Pada materi kali ini kita akan membahas mengenai sanering atau pemotongan uang yang merupakan kegiatan pemotongan terhadap nilai uang. Materi ini akan berisikan mengenai pengertian sanering, kelemahan sanering, dampak sanering dan juga contoh dari sanering yang ada di Indonesia.
Apa itu Sanering?
Sanering merupakan kegiatan pemotongan daya beli masyarakat melalui pemotongan terhadap nilai uang. Sanering juga merupakan kebijakan dari pemerintah untuk menurunkan nominal atau nilai dari mata uang.
Tujuan dari sanering yaitu agar daya beli dari masyarakat dapat menurun. Kebijakan sanering atau pemotongan uang di Indonesia sendiri pernah dilakukan beberapa kali dengan tujuan yaitu agar perekonomian di Indonesia berjalan lancar dan menjadi sehat kembali.
Kelemahan Sanering
- Nilai mata uang Indonesia yaitu rupiah menjadi menurun terhadap mata uang asing.
- Pembangunan ekonomi nasional menjadi terlantar.
- Masyarakat Indonesia mengalami kesulitan di bidang perekonomian, khususnya pada masyarakat kecil atau miskin.
- Terjadi penurunan daya beli dari masyarakat sehingga mengakibatkan kerugian yang meningkat.

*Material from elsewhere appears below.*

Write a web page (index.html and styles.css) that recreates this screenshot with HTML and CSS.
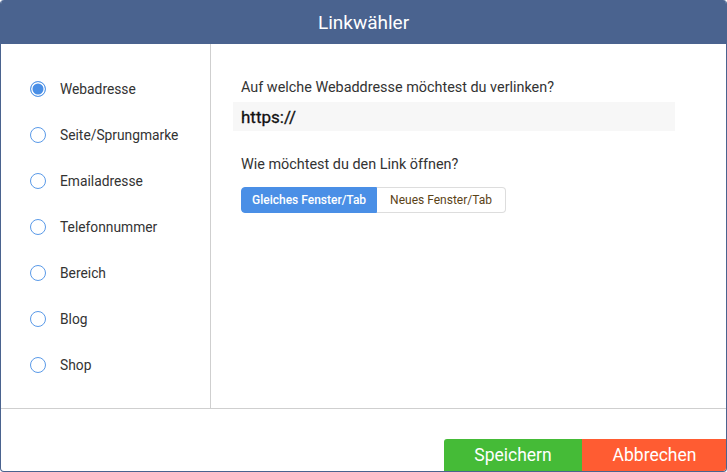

Contoh Sanering di Indonesia
- Sanering Pertama di Tahun 1950
Pemerintah Indonesia melakukan kebijakan sanering pertama kali di tahun 1950 yaitu pada tanggal 19 Maret. Pada saat itu kebijakan tersebut dinamakan gunting syarifudin yaitu uang kertas digunting menjadi dua bagian baik secara nominal atau fisik. Pengguntingan uang atau sanering dilakukan pada uang Rp. 5 yaitu secara fisik bagian kiri yang nilainya Rp. 2,5 sedangkan bagian kanan tidak memiliki nilai lagi. - Sanering Kedua di Tahun 1959
Pengguntingan uang atau sanering kedua kalinya dilakukan oleh pemerintah Indonesia pada tahun 1959 yaitu tanggal 25 Agustus. Pada saat itu pecahan uang Rp. 1000 nilainya berubah menjadi Rp. 100. Sedangkan uang Rp. 500 nilainya berubah menjadi Rp. 50. - Sanering Ketiga di Tahun 1965
Pengguntingan uang yang terakhir di dalam perekonomian Indonesia dilakukan pada tangal 13 Desember tahun 1965. Pada saat itu pecahan uang Rp. 1000 nilainya berubah menjadi Rp. 1.
Dampak dari Sanering
Pada mulanya kebijakan sanering di tetapkan atau dilakukan oleh pemerintah untuk memperbaiki perekonomian masyarakat Indonesia dan menekan laju inflasi. Namun, di dalam sejarah perekonomian Indonesia pada tahun 1955 pernah terjadi kekacauan yang diakibatkan dari kebijakan sanering.
Ada peraturan mengenai kebijakan penerbitan sanering atau pemotongan uang yaitu UU Nomor 2 Prp. Tahun 1959 yang mengatur mengenai keputusan pemerintah untuk menerbitkan kebijakan sanering tersebut.
Kemudian pemerintah Indonesia yang saat itu presidennya adalah Ir. Soekarno memutuskan untuk menurunkan nilai atau nominal dari uang Rp. 500 dan Rp. 1000 menjadi 10% yaitu Rp. 50 dan Rp. 100.
Namun, pada jaman dahulu informasi menyebar tidak mudah seperti pada jaman modern sekarang ini. Sehingga pada hari pertama pengumuman kebijakan dari sanering tidak tersebar secara merata di seluruh wilayah yang berada di Indonesia.
Hal tersebut mengakibatkan masyarakat yang sudah mengetahui informasi kebijakan dari sanering berlomba lomba untuk membelanjakan uang Rp. 500 dan Rp. 1000 dengan serentak. Banyak toko toko diserbu oleh masyarakat untuk membelanjakan kedua uang yang di terapkan kebijakan sanering tersebut.
Hal tersebut menyebabkan kepanikan masyarakat dan menyebabkan kerugian yang besar bagi para pelaku usaha atau bisnis. Dan pada saat itu perekonomian masyarakat Indonesia menjadi kacau, dikarenakan tidak ada masyarakat yang mau memiliki uang Rp.500 dan Rp. 1000 yang nilainya menjadi turun.
Kebijakan dari sanering tersebut malah semakin memperburuk keadaan perekonomian masyarakat Indonesia, meningkatkan beban pemerintah dan menguatkan inflasi.